В последние два года первая непрочная связь между ними превратилась в закаленную сталь. Джим Кортни своим ночным нападением вынудил их совершить ужасное путешествие, которое было бы не под силу слабым. Они прошли тысячи лиг по дикой местности, победили болезни и голод. Их лошади пали от голода и усталости или были убиты враждебными туземцами. Последний отрезок пути сквозь болота и мангровые леса, прежде чем снова выйти на берег, они проделали пешком. Там им попалась рыбацкая деревня. Ночью они напали на деревню и перебили всех мужчин и детей, а пятерых женщин и трех маленьких девочек убили только после того, как Котс и Удеман удовлетворили свою похоть.
Они сели в захваченные рыбацкие лодки – старые поношенные каноэ с выносными уключинами – и после трудного плавания пришли в гавань Ламу. И пали ниц перед Заяном в тронном зале его дворца.
Заян аль-Дин тепло встретил племянника. Он считал его мертвым и обрадовался вести о казни Ясмини. Как и обещал Кадем, калиф благосклонно отнесся к новому товарищу Кадема и внимательно выслушал рассказ о его безжалостности и воинских способностях.

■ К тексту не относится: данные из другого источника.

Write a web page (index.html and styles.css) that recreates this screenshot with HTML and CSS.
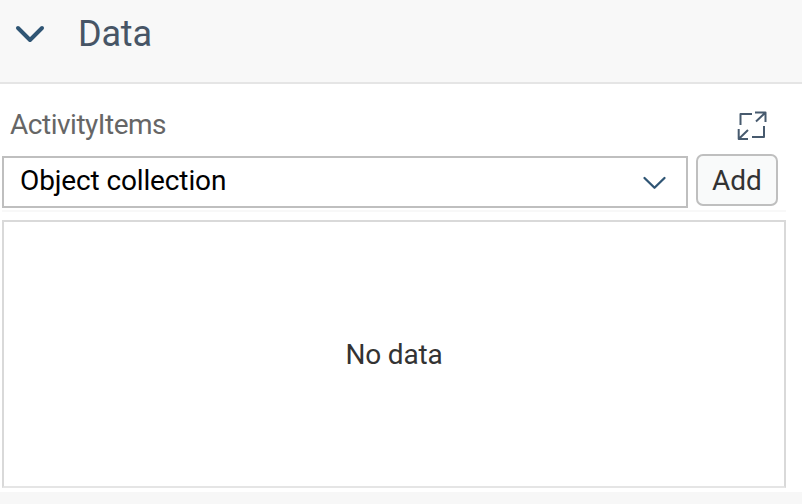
FILE: index.html
```html
<!DOCTYPE html>
<html lang="en">
<head>
<meta charset="utf-8">
<title>Data</title>
<link rel="stylesheet" href="styles.css">
</head>
<body>
<header class="panel-header">
  <svg class="toggle" width="30" height="20" viewBox="0 0 30 20"><path d="M3 4 L15 16 L27 4"/></svg>
  <h1><span class="title">Data</span></h1>
</header>
<main>
  <div class="label-row">
    <span class="label">ActivityItems</span>
    <svg class="expand" width="30" height="31" viewBox="0 0 30 31"><path d="M15 5H3.500V16M18 3.500H28.500V13M28.500 3.500L19 12.500M15 28H27V17M1.700 20V30H11M1.700 30L11 21"/></svg>
  </div>
  <div class="controls">
    <div class="select"><span class="value">Object collection</span>
      <svg class="arrow" width="24" height="14" viewBox="0 0 24 14"><path d="M2.500 3L12.500 12.800L22.500 3"/></svg>
    </div>
    <button class="add"><span class="add-text">Add</span></button>
  </div>
  <div class="divider"></div>
  <section class="list"><span class="empty">No data</span></section>
</main>
<footer></footer>
</body>
</html>
```
FILE: styles.css
```css
* { box-sizing: border-box; }
body { margin: 0; height: 504px; overflow: hidden; display: flex; flex-direction: column; background: #fff; font-family: Roboto, sans-serif; font-size: 28px; color: #333; }
svg { fill: none; flex: none; overflow: visible; }
.panel-header { height: 84px; padding: 0 0 14px 15px; display: flex; align-items: center; background: #f8f8f8; border-bottom: 2px solid #e5e5e5; }
.toggle { stroke: #2f5574; stroke-width: 4; stroke-linecap: round; stroke-linejoin: round; }
h1 { margin: 0 0 0 33px; font-size: 36px; font-weight: 400; line-height: 42px; color: #475566; }
.title { letter-spacing: -0.2px; }
main { width: 786px; padding-left: 2px; }
.label-row { height: 70px; padding: 11px 19px 0 8px; display: flex; align-items: center; justify-content: space-between; color: #666; }
.label { letter-spacing: -0.48px; }
.expand { stroke: #475a6e; stroke-width: 2; stroke-linejoin: round; }
.controls { display: flex; gap: 8px; height: 56px; }
.select { margin-top: 2px; width: 686px; height: 52px; padding: 0 20px 0 16px; display: flex; align-items: center; justify-content: space-between; border: 2px solid #bfbfbf; color: #000; }
.value { padding-bottom: 4px; letter-spacing: -0.13px; }
.arrow { stroke: #2f5574; stroke-width: 2.3; stroke-linecap: round; stroke-linejoin: round; }
.add { width: 82px; height: 52px; padding: 0; border: 2px solid #bfbfbf; border-radius: 7px; background: #f9fafa; font: inherit; color: #333; }
.divider { height: 2px; background: #f8f8f8; }
.list { margin-top: 8px; height: 268px; display: flex; align-items: center; justify-content: center; border: 2px solid #d9d9d9; border-bottom-color: #e5e5e5; }
.empty { letter-spacing: -0.2px; }
footer { margin-top: 4px; flex: 1; background: #f7f7f7; }
```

Чтобы испытать Котса, он послал его с небольшим отрядом покорять последние крепости мятежников на африканском побережье. Калиф ожидал, что Котс, как и все предшествующие отряды, потерпит поражение. Однако Котс не посрамил своей славы и спустя два месяца привел на Ламу в цепях всех предводителей восставших. И лично в присутствии калифа вспорол им живым животы. В награду калиф пожаловал ему половину лакха золотых рупий из добычи и позволил выбрать лучших рабынь из числа захваченных. Потом он присвоил Котсу звание генерала и поручил командование четырьмя батальонами своей армии, которые собрал для нападения на Маскат.

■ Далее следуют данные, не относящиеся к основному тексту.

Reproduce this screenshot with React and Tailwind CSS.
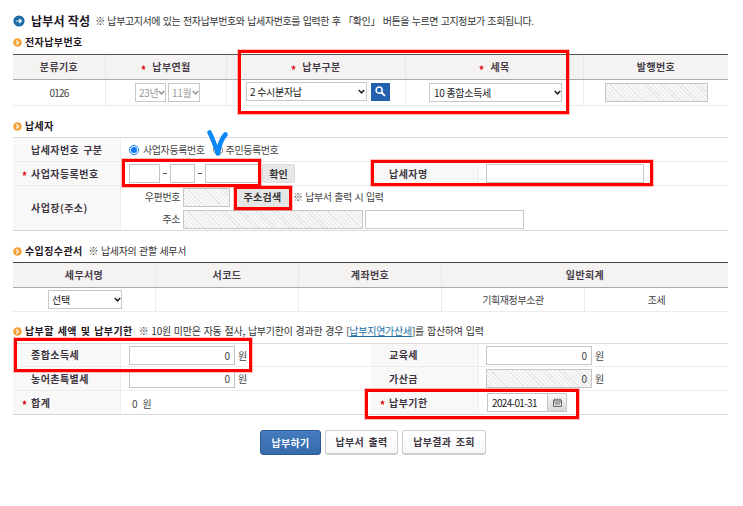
import React from 'react';

const hatch =
  'bg-[repeating-linear-gradient(45deg,#f8f8f8_0px,#f8f8f8_2px,#e6e6e6_2px,#e6e6e6_3px)]';

function Bullet() {
  return (
    <svg viewBox="0 0 18 18" className="h-[9px] w-[9px] shrink-0">
      <circle cx="9" cy="9" r="8.6" fill="#f5a238" />
      <path d="M6.5 5 L11 9 L6.5 13" fill="none" stroke="#fff" strokeWidth="2.4" />
    </svg>
  );
}

function Heading({ children, note, className }) {
  return (
    <div className={`flex h-4 items-center text-[#1c1420] ${className}`}>
      <Bullet />
      <h2 className="ml-[3px] text-[10px] font-bold tracking-[0.4px] [word-spacing:1.2px]">{children}</h2>
      {note}
    </div>
  );
}

function Star({ className = 'mr-[6px]' }) {
  return (
    <svg viewBox="0 0 10 10" className={`h-[5px] w-[5px] shrink-0 ${className}`}>
      <path d="M5 0 L6.2 3 L10 3.6 L7 6 L8 10 L5 8 L2 10 L3 6 L0 3.6 L3.8 3 Z" fill="#d9141c" />
    </svg>
  );
}

function Chevron({ className = '' }) {
  return (
    <svg viewBox="0 0 14 10" className={`h-[5px] w-[7px] shrink-0 ${className}`}>
      <path d="M1.5 2 L7 7.5 L12.5 2" fill="none" stroke="currentColor" strokeWidth="3.2" />
    </svg>
  );
}

function Select({ children, className }) {
  return (
    <div className={`flex h-[19px] shrink-0 items-center justify-between border border-[#c8c8c8] bg-white ${className}`}>
      <span className="tracking-[-0.3px]">{children}</span>
      <Chevron />
    </div>
  );
}

function Field({ className = '', disabled, children }) {
  return (
    <div
      className={`flex h-[19px] shrink-0 items-center justify-end border border-[#c6c6c6] pr-1 ${
        disabled ? hatch : 'bg-white'
      } ${className}`}
    >
      {children}
    </div>
  );
}

function HeadCell({ children, required, className = '' }) {
  return (
    <div className={`flex items-center justify-center border-r border-[#e8e8e8] font-bold tracking-[0.4px] text-[#463c48] last:border-r-0 ${className}`}>
      {required && <Star />}
      <span>{children}</span>
    </div>
  );
}

function Cell({ children, className = '' }) {
  return <div className={`flex items-center border-r border-[#ececec] last:border-r-0 ${className}`}>{children}</div>;
}

function Label({ children, required, className = '' }) {
  return (
    <div className={`flex w-[108px] shrink-0 items-center border-r border-[#eeeeee] bg-[#f8f8f8] pl-[9px] font-bold tracking-[0.45px] text-[#3c3440] [word-spacing:1.2px] ${className}`}>
      <span className="flex w-[9px] shrink-0">{required && <Star className="" />}</span>
      <span>{children}</span>
    </div>
  );
}

function Mark({ className }) {
  return <div className={`pointer-events-none absolute border-[3px] border-[#ff0000] outline-1 outline-[#ff000040] ${className}`} />;
}

function Dash() {
  return (
    <span className="flex w-[10px] justify-center">
      <span className="h-px w-1 bg-[#555]" />
    </span>
  );
}

export default function App() {
  return (
    <div className="relative h-[506px] w-[743px] overflow-hidden bg-white pl-[13px] font-['Noto_Sans_CJK_KR','Noto_Sans',sans-serif] text-[10px] leading-4 whitespace-nowrap text-[#444]">
      <div className="w-[715px]">
        <header className="flex items-center pt-[13px]">
          <svg viewBox="0 0 24 24" className="h-3 w-3 shrink-0">
            <circle cx="12" cy="12" r="11.2" fill="#1c6ea8" />
            <path d="M6.5 12 H16 M12.5 8 L16.5 12 L12.5 16" fill="none" stroke="#fff" strokeWidth="2.4" />
          </svg>
          <h1 className="ml-[6px] text-[12px] font-bold tracking-[0.2px] text-[#1c1420]">납부서 작성</h1>
          <p className="ml-[5px] tracking-[-0.4px] text-[#333] [word-spacing:0.8px]">
            ※ 납부고지서에 있는 전자납부번호와 납세자번호를 입력한 후 「확인」 버튼을 누르면 고지정보가 조회됩니다.
          </p>
        </header>

        <Heading className="mt-[5px]">전자납부번호</Heading>
        <section className="mt-1 border-t border-[#555]">
          <div className="grid h-[25px] grid-cols-[93px_121px_179px_178px_144px] border-b border-[#aaa] bg-[#f5f3f2]">
            <HeadCell>분류기호</HeadCell>
            <HeadCell required>납부연월</HeadCell>
            <HeadCell required>납부구분</HeadCell>
            <HeadCell required>세목</HeadCell>
            <HeadCell>발행번호</HeadCell>
          </div>
          <div className="grid h-[26px] grid-cols-[93px_121px_179px_178px_144px] border-b border-[#ececec]">
            <Cell className="justify-center tracking-[-0.8px]">0126</Cell>
            <Cell className="gap-[2px] pl-[29px] text-[#999]">
              <Select className="w-[31px] pl-[3px]">23년</Select>
              <Select className="w-8 pl-[3px]">11월</Select>
            </Cell>
            <Cell className="pb-[2px] pl-[19px] text-[#222]">
              <Select className="w-[121px] pr-px pl-[3px]">2 수시분자납</Select>
              <span className="ml-1 flex h-[18px] w-[19px] items-center justify-center bg-[#2460ad]">
                <svg viewBox="0 0 20 20" className="h-[11px] w-[11px]">
                  <circle cx="7.5" cy="7.5" r="5.5" fill="none" stroke="#fff" strokeWidth="2.8" />
                  <path d="M11.5 11.5 L18 18" stroke="#fff" strokeWidth="3.6" />
                </svg>
              </span>
            </Cell>
            <Cell className="pl-[23px] text-[#222]">
              <Select className="w-[133px] pl-1">10 종합소득세</Select>
            </Cell>
            <Cell className="pl-[21px]">
              <Field disabled className="w-[103px]" />
            </Cell>
          </div>
        </section>

        <Heading className="mt-3">납세자</Heading>
        <section className="mt-[3px] border-t border-[#dcdcdc]">
          <div className="flex h-6 border-b border-[#ededed]">
            <Label>납세자번호 구분</Label>
            <div className="flex items-center pl-2 tracking-[-0.4px]">
              <span className="flex h-[10px] w-[10px] items-center justify-center rounded-full border border-[#0b76f0]">
                <span className="h-[6px] w-[6px] rounded-full bg-[#0b76f0]" />
              </span>
              <span className="ml-1">사업자등록번호</span>
              <span className="ml-2 h-[10px] w-[10px] rounded-full border border-[#888]" />
              <span className="ml-[3px]">주민등록번호</span>
            </div>
          </div>
          <div className="flex h-6 border-b border-[#ededed]">
            <Label required>사업자등록번호</Label>
            <div className="flex w-[250px] items-center pl-2">
              <Field className="w-[31px]" />
              <Dash />
              <Field className="w-[25px]" />
              <Dash />
              <Field className="w-[55px]" />
              <span className="ml-[2px] flex h-[19px] w-[33px] items-center justify-center rounded-[2px] border border-[#dadada] bg-[#e8e6e6] font-bold text-[#333]">
                확인
              </span>
            </div>
            <Label>납세자명</Label>
            <div className="flex items-center pl-[7px]">
              <Field className="w-[158px]" />
            </div>
          </div>
          <div className="flex h-[45px] border-b border-[#d8d8d8]">
            <Label>사업장(주소)</Label>
            <div className="flex flex-col">
              <div className="mt-px flex h-5 items-center">
                <span className="w-[59px] text-right tracking-[-0.4px]">우편번호</span>
                <Field disabled className="ml-[3px] w-[47px]" />
                <span className="ml-[5px] flex h-[21px] w-[55px] items-center justify-center bg-[#e6e5e5] font-bold tracking-[0.3px] text-[#333]">
                  주소검색
                </span>
                <span className="ml-[3px] tracking-[-0.4px] [word-spacing:0.8px]">※ 납부서 출력 시 입력</span>
              </div>
              <div className="mt-[2px] flex h-5 items-center">
                <span className="w-[59px] text-right tracking-[-0.4px]">주소</span>
                <Field disabled className="ml-[3px] w-[180px]" />
                <Field className="ml-[2px] w-[159px]" />
              </div>
            </div>
          </div>
        </section>

        <Heading
          className="mt-3"
          note={<span className="ml-[6px] tracking-[-0.4px] text-[#333] [word-spacing:1px]">※ 납세자의 관할 세무서</span>}
        >
          수입징수관서
        </Heading>
        <section className="mt-[3px] border-t border-[#444]">
          <div className="grid h-[25px] grid-cols-[143px_143px_143px_286px] border-b border-[#aaa] bg-[#f5f3f2]">
            <HeadCell>세무서명</HeadCell>
            <HeadCell>서코드</HeadCell>
            <HeadCell>계좌번호</HeadCell>
            <HeadCell>일반회계</HeadCell>
          </div>
          <div className="grid h-6 grid-cols-5 border-b border-[#ececec] tracking-[-0.4px]">
            <Cell className="pl-[35px] text-[#222]">
              <Select className="w-[74px] pl-[3px]">선택</Select>
            </Cell>
            <Cell />
            <Cell />
            <Cell className="justify-center">기획재정부소관</Cell>
            <Cell className="justify-center">조세</Cell>
          </div>
        </section>

        <Heading
          className="mt-[11px]"
          note={
            <span className="ml-[6px] tracking-[-0.26px] text-[#333] [word-spacing:1px]">
              ※ 10원 미만은 자동 절사, 납부기한이 경과한 경우 [
              <a className="text-[#1a70a8] underline">납부지연가산세</a>]를 합산하여 입력
            </span>
          }
        >
          납부할 세액 및 납부기한
        </Heading>
        <section className="mt-1 border-t border-[#dcdcdc]">
          <div className="flex h-[23px] border-b border-[#ededed]">
            <Label>종합소득세</Label>
            <div className="flex w-[250px] items-center pt-px pl-2">
              <Field className="w-[106px]">0</Field>
              <span className="ml-[3px]">원</span>
            </div>
            <Label>교육세</Label>
            <div className="flex items-center pt-px pl-[7px]">
              <Field className="w-[106px]">0</Field>
              <span className="ml-[3px]">원</span>
            </div>
          </div>
          <div className="flex h-6 border-b border-[#ededed]">
            <Label>농어촌특별세</Label>
            <div className="flex w-[250px] items-center pl-2">
              <Field className="w-[106px]">0</Field>
              <span className="ml-[3px]">원</span>
            </div>
            <Label>가산금</Label>
            <div className="flex items-center pl-[7px]">
              <Field disabled className="w-[106px]">0</Field>
              <span className="ml-[3px]">원</span>
            </div>
          </div>
          <div className="flex h-6 border-b border-[#d8d8d8]">
            <Label required>합계</Label>
            <div className="flex w-[250px] items-center gap-[5px] pt-[3px] pl-[11px]">
              <span>0</span>
              <span>원</span>
            </div>
            <Label required>납부기한</Label>
            <div className="flex items-center pl-2">
              <div className="flex h-[19px] w-[61px] items-center border border-[#c6c6c6] pl-1 tracking-[-0.65px] text-[#222]">
                2024-01-31
              </div>
              <div className="flex h-[19px] w-[19px] items-center justify-center border border-l-0 border-[#c6c6c6] bg-linear-to-b from-[#fafafa] to-[#d8d8d8]">
                <svg viewBox="0 0 18 18" className="h-[9px] w-[9px]">
                  <path d="M1 4 H17 V17 H1 Z M4 1 V5 M9 1 V5 M14 1 V5 M1 8 H17 M4 12 H14" fill="none" stroke="#666" strokeWidth="2" />
                </svg>
              </div>
            </div>
          </div>
        </section>

        <div className="mt-[15px] flex gap-1 pl-[247px] font-bold tracking-[0.3px] text-[#3c3440]">
          <div className="flex h-[25px] w-[61px] items-center justify-center rounded-[3px] border border-[#2d5a97] bg-linear-to-b from-[#467cbf] to-[#366aab] text-white">
            납부하기
          </div>
          <div className="flex h-[25px] w-[73px] items-center justify-center rounded-[3px] border border-b-2 border-[#cecece] bg-linear-to-b from-white to-[#f8f8f8] [word-spacing:2px]">
            납부서 출력
          </div>
          <div className="flex h-[25px] w-[84px] items-center justify-center rounded-[3px] border border-b-2 border-[#cecece] bg-linear-to-b from-white to-[#f8f8f8] [word-spacing:2px]">
            납부결과 조회
          </div>
        </div>
      </div>

      <Mark className="top-[50px] left-[238px] h-[64px] w-[331px]" />
      <Mark className="top-[159px] left-[122px] h-[28px] w-[139px]" />
      <Mark className="top-[186px] left-[234px] h-[24px] w-[58px]" />
      <Mark className="top-[160px] left-[371px] h-[26px] w-[282px]" />
      <Mark className="top-[338px] left-[14px] h-[34px] w-[238px]" />
      <Mark className="top-[389px] left-[365px] h-[30px] w-[214px]" />
      <svg viewBox="0 0 24 30" className="pointer-events-none absolute top-[128px] left-[206px] h-[30px] w-6">
        <path d="M3.5 4.5 C6.5 10 9 17 12 25.5 C13 18 15 11 19.5 6.5" fill="none" stroke="#0b86f5" strokeWidth="4.6" strokeLinecap="round" strokeLinejoin="round" />
      </svg>
    </div>
  );
}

– Калиф идет к нам. Как только он прибудет, можно начинать приступ.
Кадем повернулся и пошел навстречу паланкину, который несли вверх по холму восемь рабов. Паланкин, золотой с лазурью, защищал от солнца; когда рабы опустили его, из него вышел Заян аль-Дин.
Это больше не был неуклюжий мальчик, которого Дориан колотил в гареме на острове Ламу и кому он повредил ногу, защищая от его приставаний Ясмини. Заян по-прежнему хромал, но детская пухлость давно сошла. Жизнь, полная интриг и постоянной борьбы, отточила его ум и сделала жесткими черты. Взгляд у него был быстрый и внимательный, манеры властные. Если бы не жестокие линии рта и коварство во взгляде, его можно было бы назвать красивым. Кадем и Котс простерлись перед ним. Вначале Котс находил эту форму преклонения отвратительной. Однако, как и арабский наряд, она стала теперь неотъемлемой частью его существования. Заян жестом приказал своим генералам встать. Вслед за ним они прошли к краю холма и посмотрели на открытую местность, по которой двигались нападающие солдаты. Заян опытным взглядом изучал диспозицию. Потом кивнул:
– Продолжайте!
Голос у него высокий, почти девичий. Впервые услышав его, Котс запрезирал Заяна, но оказалось, голос – единственное, что в нем есть женственного. Заян был отцом ста двадцати трех детей, среди которых только шестнадцать – девочки. Заян перебил тысячи врагов, и многих – собственными руками.
– Одну красную ракету, – кивнул Котс своему адъютанту. Приказ быстро передали вниз по склону стоявшим там сигнальщикам. Ракета, как сверкающий рубин, поднялась в безоблачное небо на серебряном хвосте дыма. С холма слышны были приветственные крики: войска тесными рядами устремились к стенам. Перед Заяном стоял раб: калиф положил ему на плечо длинную медную подзорную трубу, используя его как живой треножник.
Передовые ряды турок достигли рва под стенами, когда из-за каменного укрепления показался «Дух». Сразу за ним последовала «Месть». Заян и офицеры перевели подзорные трубы на корабли.
– Это корабли, на которых в Маскат прибыл предатель аль-Салил, – сказал Кадем. – Наши шпионы предупреждали об их появлении.
Заян ничего не сказал, но при упоминании этого имени его лицо исказилось. Он почувствовал боль в искалеченной ноге, и в его горле поднялся острый вкус ненависти.
– Их пушки наготове. – Котс смотрел на корабли в трубу. – Они накроют наши войска продольным огнем. Пошлите всадника предупредить, – приказал он своему адъютанту.